When combining clinicopathologic variables with AI-CAD scores to construct a predictive model for invasive upgrade, we achieved acceptable diagnostic performance with an AUROC of 0.699–0.703 for total DCIS (Table 3) and an AUROC of 0.677–0.688 for mammographically detected DCIS (Table 4). These results are comparable to the AUROCs of 0.71 (95% CI, 0.67–0.75) and 0.70 (95% CI, 0.68–0.73) reported in prior studies, where algorithms predicting invasive upgrade were developed by applying CNN to the mammography images of biopsy-proven DCIS patients [29, 30]. Notably, our study utilized a commercially available AI algorithm designed for breast cancer detection, rather than an AI algorithm specifically trained to predict invasive upgrade. In this context, comparable outcomes can be considered highly promising, as this achievement suggests that pre-existing AI technologies can be used to predict invasive upgrade.

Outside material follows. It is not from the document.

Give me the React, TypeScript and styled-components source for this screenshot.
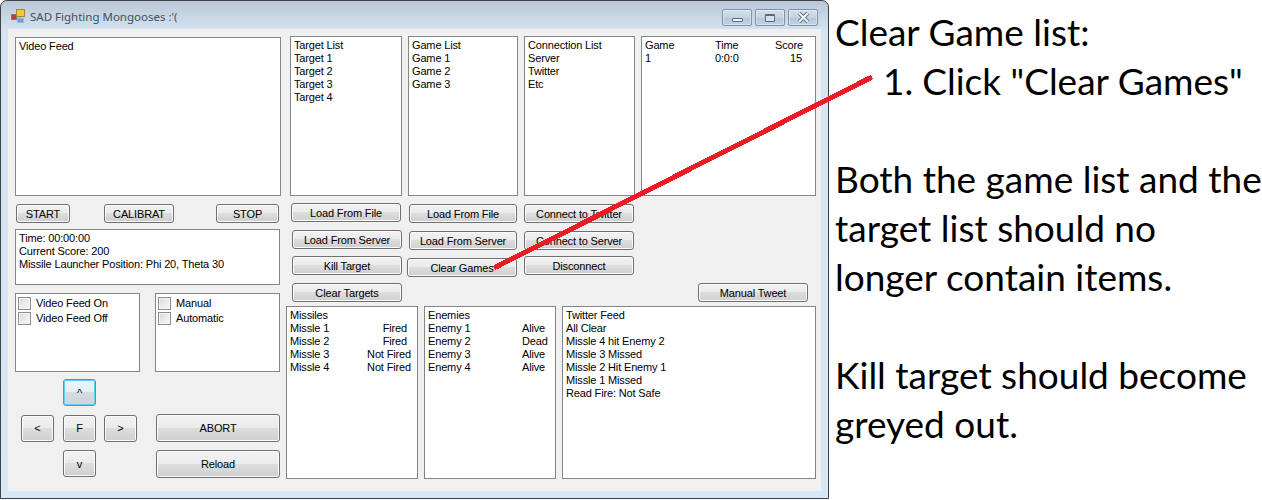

Predicting DCIS upgrade before surgery is crucial for surgical decision-making, as the overall incidence of axillary lymph node metastasis is around 5% but rises to 20% for preoperatively underestimated lesions [31,32,33]. This highlights the need for performing sentinel biopsies on patients with a strong preoperative upgrade prediction to prevent additional completion surgery. Moreover, given the current trend towards less aggressive treatment for low-risk DCIS including the omission of surgery [8,9,10, 34], accurately identifying DCIS with invasive components becomes vital in selecting the right patients for active monitoring. Our results show that in addition to clinicopathological predictors such as biopsy method or nuclear grades, imaging features either evaluated by radiologists or AI-CAD can be used as biomarkers for predicting invasive upgrade. We look forward to future studies that can validate our results.

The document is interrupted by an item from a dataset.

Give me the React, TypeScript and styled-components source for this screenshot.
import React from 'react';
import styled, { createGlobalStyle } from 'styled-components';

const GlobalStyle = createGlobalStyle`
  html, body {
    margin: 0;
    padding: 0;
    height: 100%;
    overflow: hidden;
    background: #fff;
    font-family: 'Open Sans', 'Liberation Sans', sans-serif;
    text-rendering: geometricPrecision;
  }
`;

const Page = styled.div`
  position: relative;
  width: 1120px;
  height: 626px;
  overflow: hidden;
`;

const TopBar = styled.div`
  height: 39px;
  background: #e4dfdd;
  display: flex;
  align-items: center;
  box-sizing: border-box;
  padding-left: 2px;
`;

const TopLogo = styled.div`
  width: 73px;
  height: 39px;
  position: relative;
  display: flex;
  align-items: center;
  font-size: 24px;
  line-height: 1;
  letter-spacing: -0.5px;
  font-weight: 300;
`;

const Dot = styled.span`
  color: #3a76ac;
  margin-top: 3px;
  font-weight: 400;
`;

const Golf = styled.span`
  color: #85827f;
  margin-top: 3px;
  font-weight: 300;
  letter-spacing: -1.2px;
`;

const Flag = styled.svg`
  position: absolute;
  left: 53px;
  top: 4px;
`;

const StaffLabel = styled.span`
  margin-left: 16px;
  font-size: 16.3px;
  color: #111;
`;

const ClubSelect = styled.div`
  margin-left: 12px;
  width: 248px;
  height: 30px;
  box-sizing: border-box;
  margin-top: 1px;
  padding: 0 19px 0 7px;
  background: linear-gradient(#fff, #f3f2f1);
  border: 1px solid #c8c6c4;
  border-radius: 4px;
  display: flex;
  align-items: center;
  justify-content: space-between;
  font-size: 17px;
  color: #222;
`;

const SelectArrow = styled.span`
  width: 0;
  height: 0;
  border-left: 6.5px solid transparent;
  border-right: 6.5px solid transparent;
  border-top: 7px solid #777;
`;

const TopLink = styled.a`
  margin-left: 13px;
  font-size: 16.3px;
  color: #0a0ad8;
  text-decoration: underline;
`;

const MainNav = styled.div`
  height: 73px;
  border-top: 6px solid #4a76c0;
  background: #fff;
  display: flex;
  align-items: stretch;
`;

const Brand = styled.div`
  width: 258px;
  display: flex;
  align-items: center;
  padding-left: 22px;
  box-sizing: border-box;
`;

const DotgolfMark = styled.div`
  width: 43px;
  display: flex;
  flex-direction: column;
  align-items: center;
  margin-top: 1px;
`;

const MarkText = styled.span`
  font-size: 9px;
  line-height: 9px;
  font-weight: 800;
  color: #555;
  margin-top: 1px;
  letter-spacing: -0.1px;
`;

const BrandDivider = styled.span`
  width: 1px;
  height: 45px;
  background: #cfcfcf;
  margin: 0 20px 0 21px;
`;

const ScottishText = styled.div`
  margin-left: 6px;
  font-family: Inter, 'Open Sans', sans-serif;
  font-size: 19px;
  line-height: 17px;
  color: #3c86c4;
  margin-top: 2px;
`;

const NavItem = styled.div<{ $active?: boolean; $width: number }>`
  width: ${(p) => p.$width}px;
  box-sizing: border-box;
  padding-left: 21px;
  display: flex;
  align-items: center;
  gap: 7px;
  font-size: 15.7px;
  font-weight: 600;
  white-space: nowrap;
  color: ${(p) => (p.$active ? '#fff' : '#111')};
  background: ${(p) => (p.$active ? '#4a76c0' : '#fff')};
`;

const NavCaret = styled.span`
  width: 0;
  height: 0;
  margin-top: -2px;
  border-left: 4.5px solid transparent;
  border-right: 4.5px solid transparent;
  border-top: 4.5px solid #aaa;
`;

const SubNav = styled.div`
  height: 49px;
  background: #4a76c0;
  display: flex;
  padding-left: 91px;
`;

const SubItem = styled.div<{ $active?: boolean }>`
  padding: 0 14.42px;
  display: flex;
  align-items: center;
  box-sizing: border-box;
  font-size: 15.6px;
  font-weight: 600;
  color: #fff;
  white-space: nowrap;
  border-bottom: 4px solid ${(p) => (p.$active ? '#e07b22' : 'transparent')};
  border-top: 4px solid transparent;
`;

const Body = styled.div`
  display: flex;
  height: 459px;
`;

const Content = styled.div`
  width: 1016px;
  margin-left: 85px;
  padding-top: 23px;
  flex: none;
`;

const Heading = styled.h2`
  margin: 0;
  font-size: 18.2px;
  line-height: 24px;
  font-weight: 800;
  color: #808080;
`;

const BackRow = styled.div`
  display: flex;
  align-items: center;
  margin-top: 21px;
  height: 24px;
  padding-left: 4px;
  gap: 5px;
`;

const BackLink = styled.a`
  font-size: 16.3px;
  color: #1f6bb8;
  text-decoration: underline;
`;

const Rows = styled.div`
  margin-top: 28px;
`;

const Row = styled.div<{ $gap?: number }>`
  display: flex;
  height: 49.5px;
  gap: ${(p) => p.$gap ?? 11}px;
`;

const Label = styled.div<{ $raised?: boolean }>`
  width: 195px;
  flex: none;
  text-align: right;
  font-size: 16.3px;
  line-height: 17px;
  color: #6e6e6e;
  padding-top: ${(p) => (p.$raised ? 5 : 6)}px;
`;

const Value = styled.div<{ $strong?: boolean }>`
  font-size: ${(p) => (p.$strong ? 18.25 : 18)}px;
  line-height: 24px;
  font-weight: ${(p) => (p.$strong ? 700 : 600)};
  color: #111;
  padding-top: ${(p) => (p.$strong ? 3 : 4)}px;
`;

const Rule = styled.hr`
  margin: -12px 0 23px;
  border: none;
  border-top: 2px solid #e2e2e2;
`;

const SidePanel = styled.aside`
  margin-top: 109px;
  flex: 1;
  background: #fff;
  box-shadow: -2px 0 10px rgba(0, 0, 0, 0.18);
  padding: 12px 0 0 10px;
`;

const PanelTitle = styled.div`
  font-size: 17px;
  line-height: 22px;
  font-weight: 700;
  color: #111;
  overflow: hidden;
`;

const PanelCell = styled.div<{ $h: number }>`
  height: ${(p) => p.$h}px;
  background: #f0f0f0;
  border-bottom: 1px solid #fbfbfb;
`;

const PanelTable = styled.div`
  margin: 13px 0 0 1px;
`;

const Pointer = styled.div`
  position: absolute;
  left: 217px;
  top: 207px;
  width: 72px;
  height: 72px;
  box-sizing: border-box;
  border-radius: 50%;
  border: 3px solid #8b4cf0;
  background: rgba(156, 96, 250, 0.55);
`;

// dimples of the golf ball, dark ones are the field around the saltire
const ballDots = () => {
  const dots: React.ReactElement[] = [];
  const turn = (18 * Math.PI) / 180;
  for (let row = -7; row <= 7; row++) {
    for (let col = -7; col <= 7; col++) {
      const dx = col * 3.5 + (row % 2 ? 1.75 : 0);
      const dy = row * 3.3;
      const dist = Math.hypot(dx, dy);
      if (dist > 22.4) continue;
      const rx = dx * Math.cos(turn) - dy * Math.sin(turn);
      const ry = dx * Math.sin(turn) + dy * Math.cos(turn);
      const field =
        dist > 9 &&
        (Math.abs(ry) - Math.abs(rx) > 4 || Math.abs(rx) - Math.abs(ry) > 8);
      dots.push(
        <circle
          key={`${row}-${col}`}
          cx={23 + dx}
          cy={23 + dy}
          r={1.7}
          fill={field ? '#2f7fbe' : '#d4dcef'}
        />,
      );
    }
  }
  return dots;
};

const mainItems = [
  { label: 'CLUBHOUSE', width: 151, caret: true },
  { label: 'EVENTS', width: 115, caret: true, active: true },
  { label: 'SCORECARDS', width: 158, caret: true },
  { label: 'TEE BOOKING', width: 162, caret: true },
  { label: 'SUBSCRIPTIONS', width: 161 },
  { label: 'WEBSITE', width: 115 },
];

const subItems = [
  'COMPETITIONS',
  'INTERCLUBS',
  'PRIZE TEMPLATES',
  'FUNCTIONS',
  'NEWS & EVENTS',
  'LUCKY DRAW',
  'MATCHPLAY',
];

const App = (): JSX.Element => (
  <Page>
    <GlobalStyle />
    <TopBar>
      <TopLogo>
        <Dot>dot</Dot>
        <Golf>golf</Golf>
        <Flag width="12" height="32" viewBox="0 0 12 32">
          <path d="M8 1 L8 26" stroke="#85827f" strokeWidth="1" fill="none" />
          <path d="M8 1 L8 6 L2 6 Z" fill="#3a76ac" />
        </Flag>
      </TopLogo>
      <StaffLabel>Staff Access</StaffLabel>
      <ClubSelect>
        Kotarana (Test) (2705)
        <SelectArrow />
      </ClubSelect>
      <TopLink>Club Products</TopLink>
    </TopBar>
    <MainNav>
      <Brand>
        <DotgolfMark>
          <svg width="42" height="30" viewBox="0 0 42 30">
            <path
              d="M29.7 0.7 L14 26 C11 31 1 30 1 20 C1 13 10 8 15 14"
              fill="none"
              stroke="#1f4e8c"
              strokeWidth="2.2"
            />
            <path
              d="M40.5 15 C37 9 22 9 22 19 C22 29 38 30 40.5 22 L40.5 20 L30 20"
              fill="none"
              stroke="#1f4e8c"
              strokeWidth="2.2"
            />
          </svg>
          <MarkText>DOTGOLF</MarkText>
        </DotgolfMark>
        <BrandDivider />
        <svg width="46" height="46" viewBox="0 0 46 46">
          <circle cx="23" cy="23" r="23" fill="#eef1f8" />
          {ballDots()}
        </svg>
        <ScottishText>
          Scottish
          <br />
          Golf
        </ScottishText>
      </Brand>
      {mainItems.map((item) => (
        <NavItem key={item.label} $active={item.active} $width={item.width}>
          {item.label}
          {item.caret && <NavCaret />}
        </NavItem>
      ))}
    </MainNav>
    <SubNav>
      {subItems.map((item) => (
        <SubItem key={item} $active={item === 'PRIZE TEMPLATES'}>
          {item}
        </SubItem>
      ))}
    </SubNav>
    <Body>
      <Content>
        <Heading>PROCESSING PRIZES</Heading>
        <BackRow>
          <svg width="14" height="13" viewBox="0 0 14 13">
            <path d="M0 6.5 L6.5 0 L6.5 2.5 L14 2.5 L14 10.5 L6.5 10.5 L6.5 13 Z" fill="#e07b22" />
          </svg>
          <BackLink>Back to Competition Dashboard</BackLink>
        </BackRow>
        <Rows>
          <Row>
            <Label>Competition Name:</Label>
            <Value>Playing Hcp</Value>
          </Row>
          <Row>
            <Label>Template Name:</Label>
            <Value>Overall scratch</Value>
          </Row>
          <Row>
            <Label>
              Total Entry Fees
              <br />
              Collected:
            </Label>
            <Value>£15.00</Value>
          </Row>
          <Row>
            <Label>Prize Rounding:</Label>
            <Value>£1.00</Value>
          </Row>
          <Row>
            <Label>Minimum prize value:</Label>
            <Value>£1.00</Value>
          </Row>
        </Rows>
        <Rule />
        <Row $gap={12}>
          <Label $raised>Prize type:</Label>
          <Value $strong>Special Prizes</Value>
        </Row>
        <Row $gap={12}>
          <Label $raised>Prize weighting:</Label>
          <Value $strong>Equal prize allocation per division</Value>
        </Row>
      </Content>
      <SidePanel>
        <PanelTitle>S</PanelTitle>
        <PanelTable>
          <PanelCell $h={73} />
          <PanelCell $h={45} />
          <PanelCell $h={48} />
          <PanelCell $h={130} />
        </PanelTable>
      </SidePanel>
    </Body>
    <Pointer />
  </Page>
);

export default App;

Interestingly, the imaging predictors that significantly predicted invasive upgrade in total DCIS—BI-RADS assessment by the radiologist, AI-CAD score ≥ 50%, and ≥ 75%—lost their significance within the mammographically detected DCIS subgroup. Approximately 78.6% (268 of 341) of mammographically detected DCIS in our study presented with calcifications, and this may have attributed to this result. Calcifications representative of DCIS have a broad range of imaging features from round/amorphous, benign-appearing calcifications to fine pleomorphic/fine linear branching suspicious calcifications where the BI-RADS assessments may have been evenly distributed among the BI-RADS 4 subgroup. Radiologists encounter difficulties assessing abnormalities with ambiguous, overlapping imaging features, which seems to be the same for AI-CAD as dichotomized or graded AI-CAD scores could not independently predict DCIS upgrade in mammographically detected ones. Nonetheless, raw numerical AI-CAD scores showed significance even in the mammographically detected DCIS, supporting our claim that quantitative AI-CAD assessment has the potential to provide more substantial predictive value compared to radiologists when identifying invasive upgrades within DCIS diagnosed through percutaneous biopsy.

There are several limitations to our study. First, this was a retrospective study performed in a single institution, and therefore, selection bias was inevitable. Also, the women included in this study were all Asian, and most had mammographically dense breasts (88.4% with breasts assessed as parenchymal density grade C or D). Second, mammographic features of DCIS and the BI-RADS final assessments were determined by one experienced breast radiologist. Results may differ when readers with varying levels of experience are involved in mammography interpretation. Third, we only used one commercially available AI-CAD system, and our results cannot be generalized to other AI platforms.

Conclusion

In conclusion, when applying AI-CAD for mammography, the AI-CAD score was an independent predictor of invasive upgrade in DCIS. Higher AI-CAD scores, especially in the highest quartile of ≥ 75%, can be used as an objective imaging biomarker to predict invasive upgrade in DCIS diagnosed with percutaneous biopsy.